Buckle told us that out in the most remote areas of the outback where he worked when he was younger and less battered, there are big herds of feral camels and wild donkeys that have to be culled regularly by marksmen shooting from low flying helicopters. These are the legacy of the pack animals that were used as transport way out in the driest parts of the country a century and more ago. The camels were imported originally from Afghanistan along with their Afghan handlers, and while the Afghans have either long since gone home or blended into the Australian melting pot, their camels have resolutely stayed aloof and apart, competing with the kangeroos and donkeys for a living far out in the bush where nobody complains about their appalling personal hygiene.

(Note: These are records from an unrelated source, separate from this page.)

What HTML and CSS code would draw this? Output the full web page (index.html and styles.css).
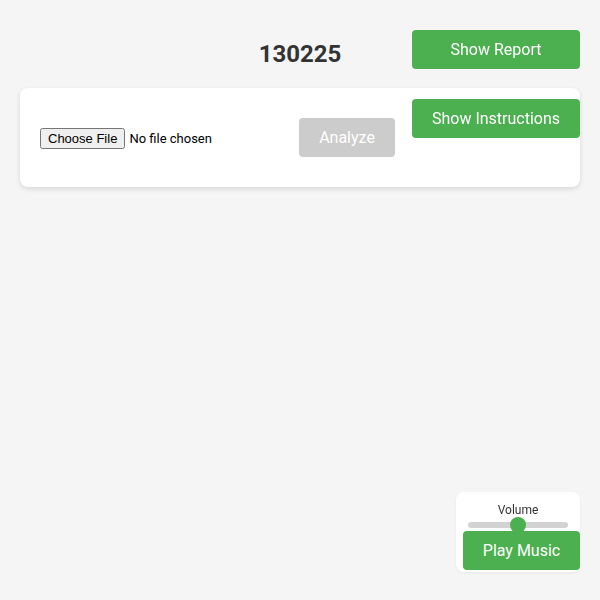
FILE: index.html
```html
<!DOCTYPE html>
<html>
<head>
<meta charset="utf-8">
<link rel="stylesheet" href="styles.css">
</head>
<body>
<div class="page">
  <h1 class="title">130225</h1>
  <div class="card">
    <div class="upload-row">
      <input type="file" class="file-input">
      <button class="btn btn-disabled" disabled>Analyze</button>
    </div>
  </div>
</div>
<div class="top-actions">
  <button class="btn btn-green btn-wide">Show Report</button>
  <button class="btn btn-green btn-wide">Show Instructions</button>
</div>
<div class="volume-panel">
  <label class="volume-label">Volume</label>
  <input type="range" class="volume-slider" min="0" max="100" value="50">
</div>
<button class="btn btn-green play-btn">Play Music</button>
</body>
</html>
```
FILE: styles.css
```css
html, body {
  margin: 0;
  padding: 0;
  background: #f5f5f5;
  font-family: Roboto, "Liberation Sans", sans-serif;
  color: #333;
}
.page {
  padding: 20px;
}
.title {
  margin: 20px 0;
  font-size: 24px;
  line-height: 28px;
  font-weight: 700;
  text-align: center;
  color: #333;
}
.card {
  background: #fff;
  border-radius: 8px;
  box-shadow: 0 2px 5px rgba(0,0,0,0.12);
  padding: 30px 20px 30px;
}
.upload-row {
  display: flex;
  align-items: center;
  gap: 20px;
}
.file-input {
  width: 239px;
  font-family: Roboto, "Liberation Sans", sans-serif;
  font-size: 13px;
  color: #000;
  margin-top: 2px;
}
.btn {
  font-family: Roboto, "Liberation Sans", sans-serif;
  font-size: 16px;
  line-height: 19px;
  padding: 10px 20px;
  border: none;
  border-radius: 4px;
  color: #fff;
  cursor: pointer;
}
.btn-green {
  background: #4caf50;
}
.btn-disabled {
  background: #cccccc;
  width: 96px;
  cursor: not-allowed;
}
.top-actions {
  position: fixed;
  top: 30px;
  right: 20px;
  display: flex;
  flex-direction: column;
  gap: 30px;
}
.btn-wide {
  width: 168px;
  padding: 10px 0;
}
.volume-panel {
  position: fixed;
  right: 20px;
  bottom: 28px;
  width: 100px;
  height: 62px;
  padding: 10px 12px 8px;
  background: #fff;
  border-radius: 8px;
  box-shadow: 0 1px 3px rgba(0,0,0,0.06);
  display: flex;
  flex-direction: column;
  align-items: center;
}
.volume-label {
  font-size: 12px;
  line-height: 16px;
  color: #333;
}
.volume-slider {
  -webkit-appearance: none;
  appearance: none;
  width: 100px;
  height: 6px;
  margin: 4px 0 0;
  background: #d3d3d3;
  border-radius: 3px;
  outline: none;
}
.volume-slider::-webkit-slider-thumb {
  -webkit-appearance: none;
  appearance: none;
  width: 16px;
  height: 16px;
  border-radius: 50%;
  background: #4caf50;
  border: none;
}
.play-btn {
  position: fixed;
  right: 20px;
  bottom: 30px;
  width: 117px;
  padding: 10px 0;
}
```
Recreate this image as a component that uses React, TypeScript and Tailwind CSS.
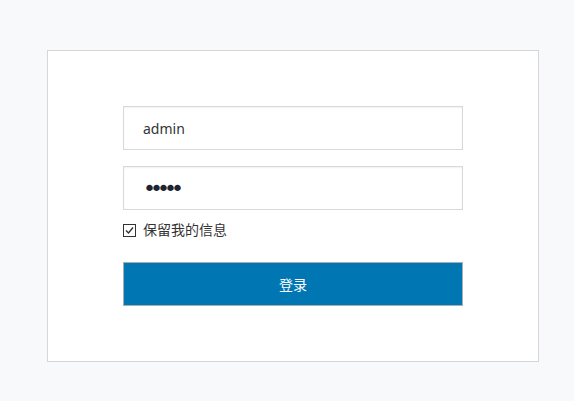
import { useState } from 'react';

export default function App() {
  const [remember, setRemember] = useState(true);

  return (
    <div className="min-h-[401px] w-full bg-[#f8f9fb] pt-[50px] pl-[47px] font-['Noto_Sans','Noto_Sans_CJK_SC',sans-serif]">
      <div className="h-[312px] w-[492px] border border-[#d6d6d6] bg-white pl-[75px] pt-[55px]">
        <form className="flex w-[340px] flex-col" onSubmit={(e) => e.preventDefault()}>
          <input
            type="text"
            defaultValue="admin"
            className="h-[44px] w-full border border-[#d9d9d9] px-[19px] text-[14px] text-[#333] shadow-[inset_0_1px_2px_rgba(0,0,0,0.06)] outline-none"
          />
          <input
            type="password"
            defaultValue="admin"
            className="mt-[16px] h-[44px] w-full border border-[#d9d9d9] px-[19px] font-['DejaVu_Sans',sans-serif] text-[22px] tracking-[-6px] text-[#1e2530] shadow-[inset_0_1px_2px_rgba(0,0,0,0.06)] outline-none"
          />
          <label className="mt-[12px] flex h-[16px] cursor-pointer items-center gap-[7px] text-[14px] leading-none text-[#333]">
            <span
              onClick={() => setRemember(!remember)}
              className="flex h-[13px] w-[13px] items-center justify-center border border-[#333] bg-white"
            >
              {remember && (
                <svg width="9" height="9" viewBox="0 0 9 9" fill="none">
                  <path d="M1 4.5 L3.5 7 L8 1.5" stroke="#333" strokeWidth="1.4" />
                </svg>
              )}
            </span>
            <span>保留我的信息</span>
          </label>
          <button
            type="submit"
            className="mt-[24px] h-[44px] w-full border border-[#a8aeb3] bg-[#0077b3] text-[14px] text-white"
          >
            登录
          </button>
        </form>
      </div>
    </div>
  );
}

We don’t have camels or donkeys on Cockatoo Creek, but we do have at least one herd of wild horses, and probably two. They range where they like across the station with no regard to the fences, so it’s hard to keep track of their numbers or their herd groupings.

Ben thinks there are around thirty of these feral horses, or brumbies, on the property, which is too many for a couple of important reasons. The first is obviously that horses eat and drink as much as cattle, and we don’t have any forage or water to spare. The second much more serious problem is that the herd - or both herds - will include at least one mature stallion and a handful of ambitious colts, all of whom will do their damnedest to get to our stockhorse mares when they smell them coming into season.

Ben has lost mares this way in the past. A brumby stallion will break through any fence to mate with a mare in season, and true to their nature the mare, or mares, are more than likely to follow him out into the bush before or after mating. Driven by their herd instincts, other stockhorses may well join the exodus.

This is going to become an even bigger cause for concern when Ben brings the Campbell’s own stud stallion over here to Cockatoo Creek from Straight Creek in a fortnight’s time, and I am very sorry to say that we have been setting the trap gates for the brumbies here for the past few weeks in an effort to try and nail the wild stallions before that happens.